Our research analyses the impact of expenditure on the Regional Selective Assistance programme over a 20-year period. We have access to every grant and examine every manufacturing plant in England, Wales, and Scotland – over 2.3 million observations – before and after receiving government support. The main factor holding back credible evaluations of industrial policies is the absence of a way to figure out what would have happened in the absence of policy. However, because EU law governing state aid changed twice over our sample period, some parts of Britain became eligible for subsidies and others saw their grants disappear. These EU-wide rule changes induce a quasi-random element to programme eligibility. For example, the level of an area’s GDP per capita relative to the EU average GDP capita was one criterion determining whether firms in a region can obtain grants. When richer countries joined the EU this made some UK regions relatively poorer and therefore eligible for subsidies even though nothing in the UK region had changed. This enabled us to work out the impact of investment subsidies on firm performance by comparing similar firms that only differ in terms of their changing eligibility for treatment.
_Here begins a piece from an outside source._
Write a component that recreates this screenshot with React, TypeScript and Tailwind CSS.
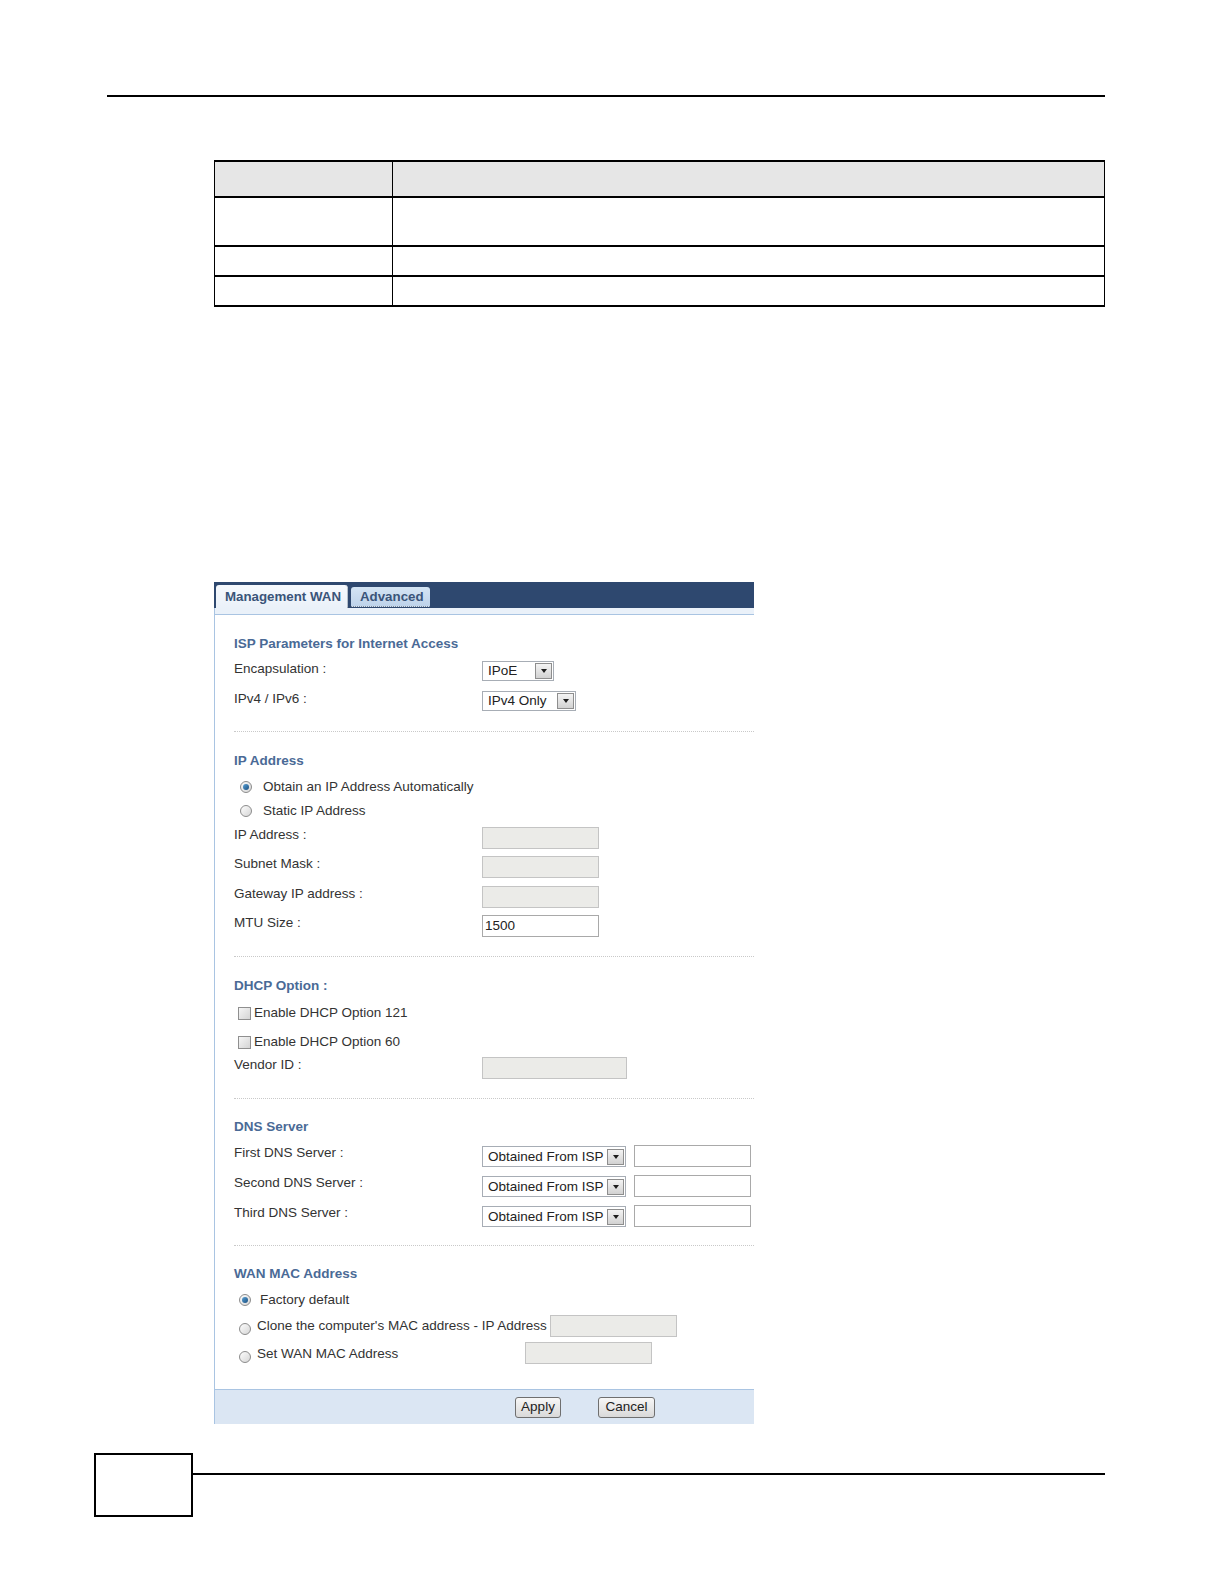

We found that a 10% investment subsidy causes about a 7% increase in employment, with about half of this arising from growth in existing plants and half from higher net entry. We also show that these effects have been underestimated as previous work did not take into account the fact that the participants are firms and areas that would otherwise have performed badly.

Policy conclusions

Does this mean the government should be providing much more support to smaller firms in disadvantaged areas? Not necessarily. Regional Selective Assistance was targeted at firms that served national or international markets, so this could be a reason why we do not detect much displacement (where jobs at supported firms just replace jobs at nearby unsupported firms). However, many smaller firms, particularly in the service sector, serve local markets and so one might reasonably expect support to those firms to generate more displacement (see Elias and Overman 2012 for more discussion).

In short, as usual, careful empirical evaluation cannot necessarily answer all the questions about a policy. But one central message does emerge: If the government is to have this type of investment subsidies, targeting smaller firms would be much more cost-effective than supporting larger firms. The European Commission is currently considering how to re-write the regional guidelines for state aid; we would urge them to take these results into account when deciding how to do this.

References

Criscuolo, Chiara, Ralf Martin, Henry G Overman, and John Van Reenen (2012), “The causal effects of an industrial policy”, CEPR Discussion Paper No. 8818
Einio, Elias and Henry G Overman (2012), “The Effects of Spatially Targeted Enterprise Initiatives: Evidence from UK LEGI”, LSE mimeo.
Evenett, Simon J (ed.), Trade Tensions Mount: The 10th GTA Report, globaltradealert.org and CEPR.
Rodrik, Dani (2007), One Economics, Many Recipes, Princeton University Press.